July 3, 2004
Wrestling sinks to new low
Great American Bash pay-per-view 'murder' conclusion embarrassing
By TJ Madigan - Calgary Sun

My spellchecker doesn't recognize the word 'hokey.' It keeps suggesting, via an annoying pop-up window, perhaps I meant to use the word 'hockey' instead. Obviously, my computer is set to Canadian English.

And 99% of the time, it would probably be correct in assuming I'd simply made a typo on a late-night writing blitz.

But in this particular situation, 'hokey' is definitely the word I want, since my editor won't allow me to describe the Great American Bash using the string of expletives I'd naturally lean towards.

Many critics declared the Bash to be the worst pay-per-view in WWE history but the closing moments took 'hokey' to a whole new level.

The show climaxed with The Undertaker turning heel on Paul Bearer, not by enlisting any of the usual grappling gimmicks but by actually killing his former mentor on live TV.

As The Undertaker wrestled the Dudley Boys, Bearer was locked in a glass chamber with a huge cement truck ominously parked nearby.
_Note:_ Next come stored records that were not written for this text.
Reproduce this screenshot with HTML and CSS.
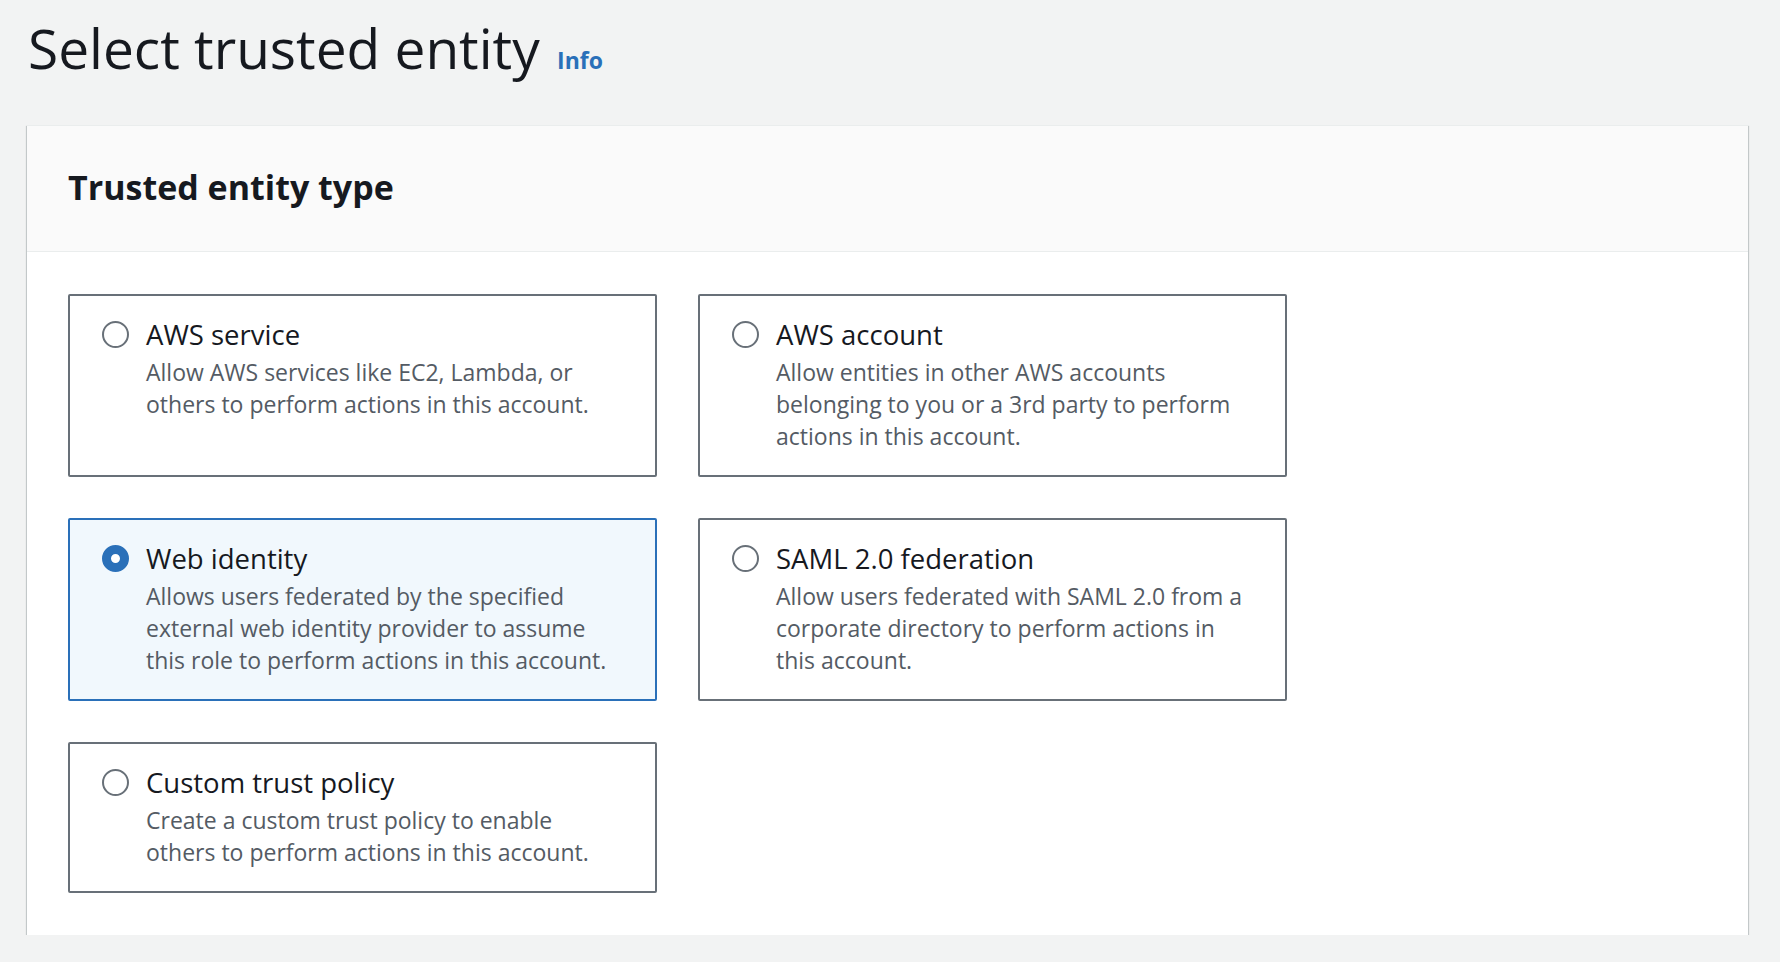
FILE: index.html
```html
<!DOCTYPE html>
<html lang="en">
<head>
<meta charset="utf-8">
<title>Select trusted entity</title>
<link rel="stylesheet" href="styles.css">
</head>
<body>
<main class="page">
  <h1 class="page-title">Select trusted entity <a class="info-link" href="#">Info</a></h1>
  <section class="panel">
    <header class="panel-header">
      <h2 class="panel-title">Trusted entity type</h2>
    </header>
    <div class="panel-body">
      <div class="tiles">
        <label class="tile">
          <span class="radio"></span>
          <span class="tile-text">
            <span class="tile-title">AWS service</span>
            <span class="tile-desc">Allow AWS services like EC2, Lambda, or others to perform actions in this account.</span>
          </span>
        </label>
        <label class="tile">
          <span class="radio"></span>
          <span class="tile-text">
            <span class="tile-title">AWS account</span>
            <span class="tile-desc">Allow entities in other AWS accounts belonging to you or a 3rd party to perform actions in this account.</span>
          </span>
        </label>
        <label class="tile selected">
          <span class="radio checked"></span>
          <span class="tile-text">
            <span class="tile-title">Web identity</span>
            <span class="tile-desc">Allows users federated by the specified external web identity provider to assume this role to perform actions in this account.</span>
          </span>
        </label>
        <label class="tile">
          <span class="radio"></span>
          <span class="tile-text">
            <span class="tile-title">SAML 2.0 federation</span>
            <span class="tile-desc">Allow users federated with SAML 2.0 from a corporate directory to perform actions in this account.</span>
          </span>
        </label>
        <label class="tile">
          <span class="radio"></span>
          <span class="tile-text">
            <span class="tile-title">Custom trust policy</span>
            <span class="tile-desc">Create a custom trust policy to enable others to perform actions in this account.</span>
          </span>
        </label>
      </div>
    </div>
  </section>
</main>
</body>
</html>
```
FILE: styles.css
```css
* {
  box-sizing: border-box;
}

html, body {
  margin: 0;
  padding: 0;
}

body {
  background: #f2f3f3;
  font-family: "Open Sans", "Noto Sans", "Liberation Sans", sans-serif;
  color: #16191f;
}

.page {
  padding: 15px 32px 0 27px;
}

.page-title {
  margin: 0 0 32px 1px;
  font-size: 55px;
  line-height: 66px;
  font-weight: 400;
  color: #16191f;
}

.info-link {
  margin-left: 3px;
  font-size: 23px;
  font-weight: 700;
  color: #2a70b9;
  text-decoration: none;
}

.panel {
  background: #ffffff;
  border-top: 1px solid #eaeded;
  box-shadow: 0 1px 1px 0 rgba(0, 28, 36, 0.3), 1px 1px 1px 0 rgba(0, 28, 36, 0.15), -1px 1px 1px 0 rgba(0, 28, 36, 0.15);
}

.panel-header {
  background: #fafafa;
  border-bottom: 1px solid #eaeded;
  padding: 39px 41px 42px;
}

.panel-title {
  margin: 0;
  font-size: 34px;
  line-height: 44px;
  font-weight: 700;
  color: #16191f;
}

.panel-body {
  padding: 42px 41px 42px;
}

.tiles {
  display: grid;
  grid-template-columns: repeat(2, 589px);
  column-gap: 41px;
  row-gap: 41px;
}

.tile {
  display: flex;
  align-items: flex-start;
  gap: 17px;
  border: 2px solid #687078;
  border-radius: 2px;
  background: #ffffff;
  padding: 21px 37px 23px 32px;
  cursor: pointer;
}

.tile.selected {
  border-color: #2a70b9;
  background: #f1f8fd;
}

.radio {
  flex: none;
  width: 27px;
  height: 27px;
  margin-top: 4px;
  border-radius: 50%;
  border: 2px solid #687078;
  background: #ffffff;
}

.radio.checked {
  border: 9px solid #2a70b9;
  background: #ffffff;
}

.tile-text {
  display: flex;
  flex-direction: column;
  min-width: 0;
}

.tile-title {
  font-size: 27.5px;
  line-height: 36px;
  color: #16191f;
  margin-bottom: 3px;
}

.tile-desc {
  font-size: 23px;
  line-height: 32px;
  color: #545b64;
}
```
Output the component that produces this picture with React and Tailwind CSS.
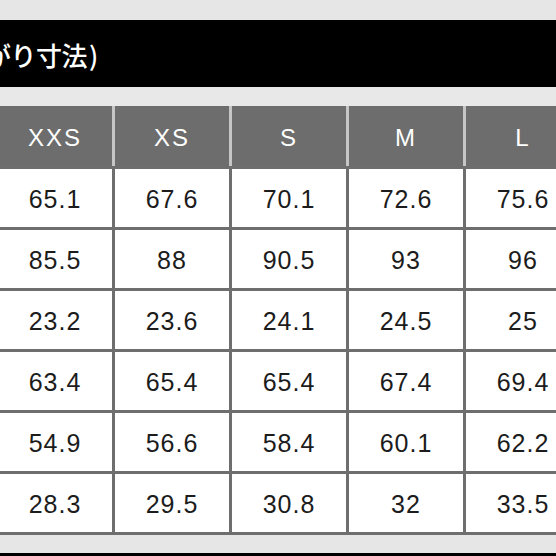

The idea was 'Taker would rescue Bearer from the tank after winning the match but in true bad-guy fashion, Taker pulled the lever himself and filled the chamber with cement.

The wet concrete covered Bearer completely, drowning out his screams as the show went off the air.

Of course, it wasn't actually wet concrete and Bearer had been replaced by a dummy long before the cement levels started rising.

Earlier in the day, Bearer had acted out his dying moments for the cameras, taping controlled close-ups in the chamber which would be edited into the live broadcast to make the whole thing seem more realistic.

The plan backfired when the satellite feed of the pre-tape was anonymously intercepted, recorded and posted on the Internet for all to see.

Hours before the Bash hit the airwaves, fans around the world logged online to watch pirated footage of the evening's big twist, in a rare out-of-character environment.

Seeing clips of The Undertaker fluffing his lines and being corrected by company agents was bizarre.

Seeing clips of the murderous ending was just plain embarrassing.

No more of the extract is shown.